Der Verfasser dieser Zeilen hat selbst einmal – im Stress zwischen  Drucktermin, Vertretersitzung und womöglich unter dem Eindruck einer schlechten Rezension – das folgende meiner bescheidenen Meinung nach beachtliche Exemplar fabriziert: bemüht und offenbar in großer Not, ein Buch der großartigen, genialen, bedeutenden, grandiosen, giftigen, witzigen und radikalen britischen Autorin A.L. Kennedy halbwegs adäquat zu beschreiben, ist ihm die Phrase von der "Janusköpfigkeit der zeitgenössischen Sexualität" eingefallen. Einmal durch den Wolf gedreht, könnte man auch von der "Zeitgenossenschaft der sexuellen Janusköpfigkeit" oder von der "Sexualität der janusköpfigen Zeitgenossen", oder vom "Januskopf des sexuellen Zeitgenossen" sprechen. Oder einfach – heideggerianisch – "Sex und Zeit im Januskopf". So viel zur Phrasendreschmaschine, die beim Verfassen einer Vorschau stets zur Hand sein muss.

Aber damit lassen wir es für heute mal bewenden. Lesen Sie weiter Vorschauen, es muss ja sein, aber zwischendurch auch mal was anderes. Die ersten Bände von Sternes "Tristram Shandy“ sind 1759 erschienen. Es war ein Jahr, in dem buchstäblich der ganze Planet mit kriegerischem Blutvergießen ohne Ende beschäftigt war. Davon kann man bei Sterne zum Glück nur den spöttischen Abglanz lesen.
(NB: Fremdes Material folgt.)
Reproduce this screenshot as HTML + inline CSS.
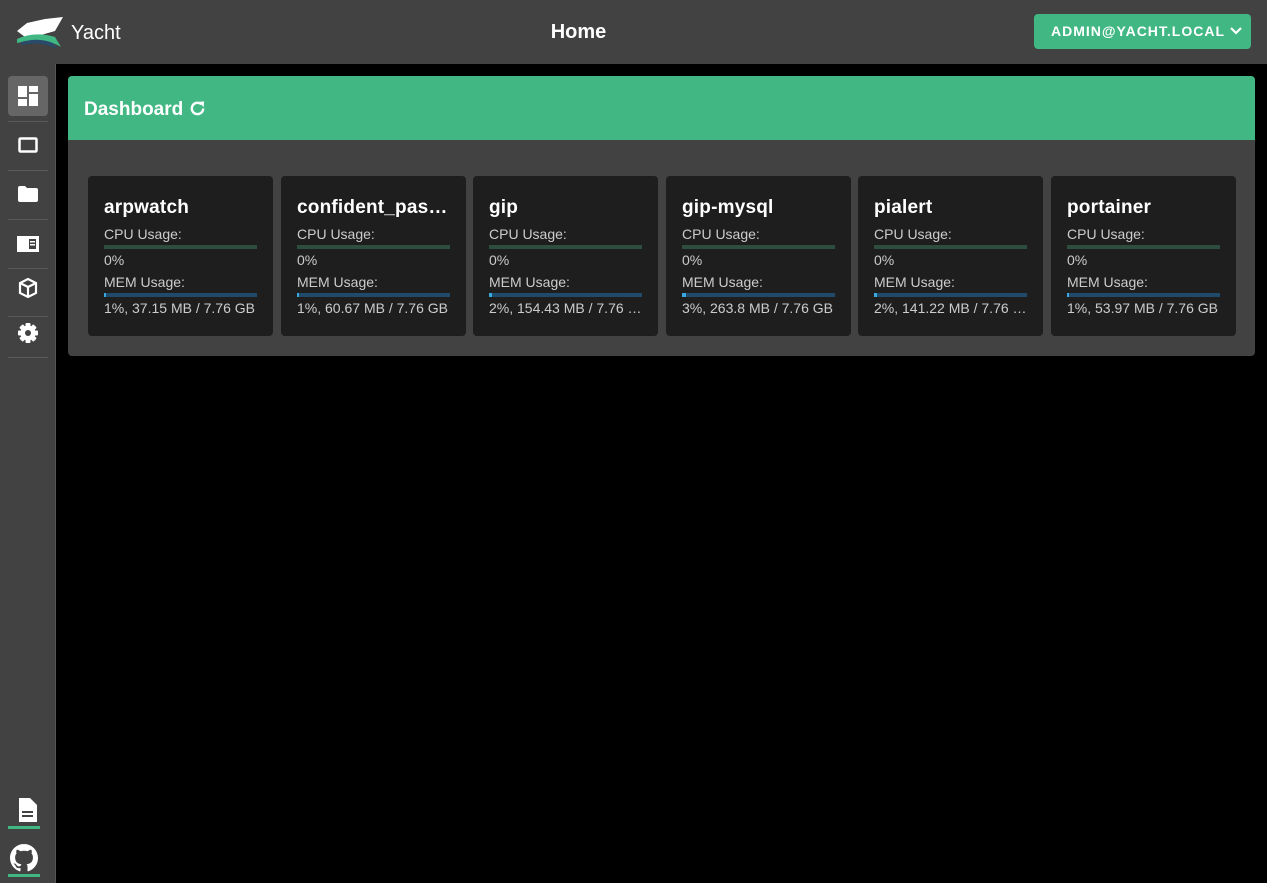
<!DOCTYPE html>
<html><head><style>
*{box-sizing:border-box;margin:0;padding:0}
body{width:1267px;height:883px;background:#000;font-family:"Liberation Sans",sans-serif;position:relative;overflow:hidden;color:#fff}
.top{position:absolute;left:0;top:0;width:1267px;height:64px;background:#424242}
.brand{position:absolute;left:71px;top:22px;font-size:20px}
.title{position:absolute;left:0;width:1157px;top:21px;text-align:center;font-size:20px;font-weight:bold}
.btn{position:absolute;left:1034px;top:14px;width:217px;height:35px;background:#41b883;border-radius:4px;font-size:14px;font-weight:bold;letter-spacing:1px;line-height:35px;padding-left:17px;white-space:nowrap}
.side{position:absolute;left:0;top:64px;width:56px;height:819px;background:#424242;border-right:1px solid #555}
.it{position:absolute;left:8px;width:40px;height:40px;display:flex;align-items:center;justify-content:center}
.sep{position:absolute;left:8px;width:40px;height:1px;background:#5a5a5a}
.panel{position:absolute;left:68px;top:76px;width:1187px;height:280px;background:#424242;border-radius:4px;overflow:hidden}
.ph{height:64px;background:#41b883;font-size:19px;font-weight:bold;padding:23px 16px}
.card{position:absolute;top:176px;width:185px;height:160px;background:#1e1e1e;border-radius:4px}
.card>*{position:absolute;left:16px;right:16px}
.card h3{top:20px;font-size:19px;letter-spacing:0.2px;font-weight:bold;white-space:nowrap;overflow:hidden;text-overflow:ellipsis;line-height:24px}
.card p{font-size:14px;color:#ccc;line-height:16px;white-space:nowrap;overflow:hidden;text-overflow:ellipsis}
.bar{height:4px}
.c1{top:50px}.b1{top:69px;background:#2d4d3e}.c2{top:76px}.c3{top:98px}.b2{top:117px;background:#1f4a6a}.c4{top:124px}
</style></head><body>
<div class="top">
<svg style="position:absolute;left:15px;top:15px" width="48" height="34" viewBox="0 0 48 34"><path d="M2 16 L12 8 L30 4 L48 2 L40 16 L26 20 L10 22 Z" fill="#fff"/><path d="M2 24 Q20 16 40 22 L46 32 Q30 22 2 28Z" fill="#41b883"/><path d="M6 27 Q24 22 38 28 L42 34 Q28 26 6 30Z" fill="#2a4a6a"/></svg>
<div class="brand">Yacht</div>
<div class="title">Home</div>
<div class="btn">ADMIN@YACHT.LOCAL<svg width="12" height="10" viewBox="0 0 12 10" style="margin-left:5px"><path d="M1 2 L6 7 L11 2" fill="none" stroke="#fff" stroke-width="2.2"/></svg></div>
</div>
<div class="side">
<div class="it" style="top:12px;background:#666;border-radius:4px"><svg width="20" height="20" viewBox="0 0 20 20" fill="#fff"><rect x="0" y="0" width="9" height="11"/><rect x="11" y="0" width="9" height="6"/><rect x="0" y="13" width="9" height="7"/><rect x="11" y="8" width="9" height="12"/></svg></div>
<div class="sep" style="top:57px"></div>
<div class="it" style="top:61px"><svg width="20" height="16"><rect x="1.5" y="1.5" width="17" height="13" rx="1" fill="none" stroke="#fff" stroke-width="2.5"/></svg></div>
<div class="sep" style="top:106px"></div>
<div class="it" style="top:110px"><svg width="20" height="16"><path d="M0 2 Q0 0 2 0 H7 L9 2 H18 Q20 2 20 4 V14 Q20 16 18 16 H2 Q0 16 0 14Z" fill="#fff"/></svg></div>
<div class="sep" style="top:155px"></div>
<div class="it" style="top:160px"><svg width="22" height="16"><rect x="0" y="0" width="22" height="16" fill="#fff"/><rect x="12" y="3" width="7" height="10" fill="#424242"/><rect x="13" y="5" width="5" height="1.5" fill="#fff"/><rect x="13" y="8" width="5" height="1.5" fill="#fff"/></svg></div>
<div class="sep" style="top:204px"></div>
<div class="it" style="top:204px"><svg width="20" height="20" viewBox="0 0 20 20" fill="none" stroke="#fff" stroke-width="2.2"><path d="M10 1 L18 5 V15 L10 19 L2 15 V5Z M2 5 L10 9 L18 5 M10 9 V19"/></svg></div>
<div class="sep" style="top:252px"></div>
<div class="it" style="top:249px"><svg width="20" height="20" viewBox="0 0 20 20"><g fill="#fff"><rect x="7.5" y="0" width="5" height="20" rx="1"/><rect x="7.5" y="0" width="5" height="20" rx="1" transform="rotate(45 10 10)"/><rect x="7.5" y="0" width="5" height="20" rx="1" transform="rotate(90 10 10)"/><rect x="7.5" y="0" width="5" height="20" rx="1" transform="rotate(135 10 10)"/><circle cx="10" cy="10" r="7.5"/></g><circle cx="10" cy="10" r="3" fill="#424242"/></svg></div>
<div class="sep" style="top:293px"></div>
<div class="it" style="top:726px"><svg width="18" height="24"><path d="M0 0 H11 L18 7 V24 H0Z" fill="#fff"/><rect x="3" y="13" width="11" height="2" fill="#424242"/><rect x="3" y="17" width="11" height="2" fill="#424242"/></svg></div>
<div style="position:absolute;left:8px;top:762px;width:32px;height:3px;background:#41b883"></div>
<div class="it" style="top:774px;left:4px"><svg width="28" height="28" viewBox="0 0 16 16"><path fill="#fff" d="M8 0C3.58 0 0 3.58 0 8c0 3.54 2.290 6.53 5.47 7.590.4.07.55-.17.55-.38 0-.19-.01-.82-.01-1.490-2.010.37-2.530-.49-2.690-.94-.09-.23-.48-.94-.82-1.130-.28-.15-.68-.52-.01-.53.63-.01 1.080.58 1.230.82.72 1.210 1.870.87 2.330.66.07-.52.28-.87.51-1.070-1.780-.2-3.640-.89-3.640-3.950 0-.87.31-1.590.82-2.150-.08-.2-.36-1.020.08-2.120 0 0 .67-.21 2.200.82.64-.18 1.320-.27 2-.27.68 0 1.360.09 2 .27 1.530-1.040 2.200-.82 2.200-.82.44 1.100.16 1.920.08 2.120.51.56.82 1.270.82 2.150 0 3.070-1.870 3.750-3.650 3.950.29.25.54.73.54 1.480 0 1.070-.01 1.930-.01 2.200 0 .21.15.46.55.38A8.013 8.013 0 0016 8c0-4.420-3.580-8-8-8z"/></svg></div>
<div style="position:absolute;left:8px;top:810px;width:32px;height:3px;background:#41b883"></div>
</div>
<div class="panel"><div class="ph">Dashboard <svg width="17" height="17" viewBox="0 0 18 18" style="vertical-align:-2px"><path d="M15 9 A6 6 0 1 1 13 4.5" fill="none" stroke="#fff" stroke-width="2.6"/><path d="M10 2 L16 1.5 L15.5 7.5Z" fill="#fff"/></svg></div></div>

<div class="card" style="left:88px"><h3>arpwatch</h3><p class="c1">CPU Usage:</p><div class="bar b1"></div><p class="c2">0%</p><p class="c3">MEM Usage:</p><div class="bar b2" style="border-left:2px solid #3aa8e0"></div><p class="c4">1%, 37.15 MB / 7.76 GB</p></div>
<div class="card" style="left:281px"><h3>confident_pastel</h3><p class="c1">CPU Usage:</p><div class="bar b1"></div><p class="c2">0%</p><p class="c3">MEM Usage:</p><div class="bar b2" style="border-left:2px solid #3aa8e0"></div><p class="c4">1%, 60.67 MB / 7.76 GB</p></div>
<div class="card" style="left:473px"><h3>gip</h3><p class="c1">CPU Usage:</p><div class="bar b1"></div><p class="c2">0%</p><p class="c3">MEM Usage:</p><div class="bar b2" style="border-left:3px solid #3aa8e0"></div><p class="c4">2%, 154.43 MB / 7.76 GB</p></div>
<div class="card" style="left:666px"><h3>gip-mysql</h3><p class="c1">CPU Usage:</p><div class="bar b1"></div><p class="c2">0%</p><p class="c3">MEM Usage:</p><div class="bar b2" style="border-left:4px solid #3aa8e0"></div><p class="c4">3%, 263.8 MB / 7.76 GB</p></div>
<div class="card" style="left:858px"><h3>pialert</h3><p class="c1">CPU Usage:</p><div class="bar b1"></div><p class="c2">0%</p><p class="c3">MEM Usage:</p><div class="bar b2" style="border-left:3px solid #3aa8e0"></div><p class="c4">2%, 141.22 MB / 7.76 GB</p></div>
<div class="card" style="left:1051px"><h3>portainer</h3><p class="c1">CPU Usage:</p><div class="bar b1"></div><p class="c2">0%</p><p class="c3">MEM Usage:</p><div class="bar b2" style="border-left:2px solid #3aa8e0"></div><p class="c4">1%, 53.97 MB / 7.76 GB</p></div>
</body></html>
Ansonsten hat der Roman übrigens mehr mit der "Janusköpfigkeit der zeitgenössischen Sexualität" zu tun als Sie sich vielleicht vorstellen können.

Viel Vergnügen

Ihr

Heinrich von Berenberg

PS: Sie können das Buch auch in der "einzig wirklich adäquaten, wahrhaft kongenialen" Übersetzung  von Michael Walter lesen, erschienen bei den einfallsreichen, findigen, klugen, ausgeschlafenen und hoffentlich weiterhin gesunden Kollegen vom Verlag Galiani Berlin.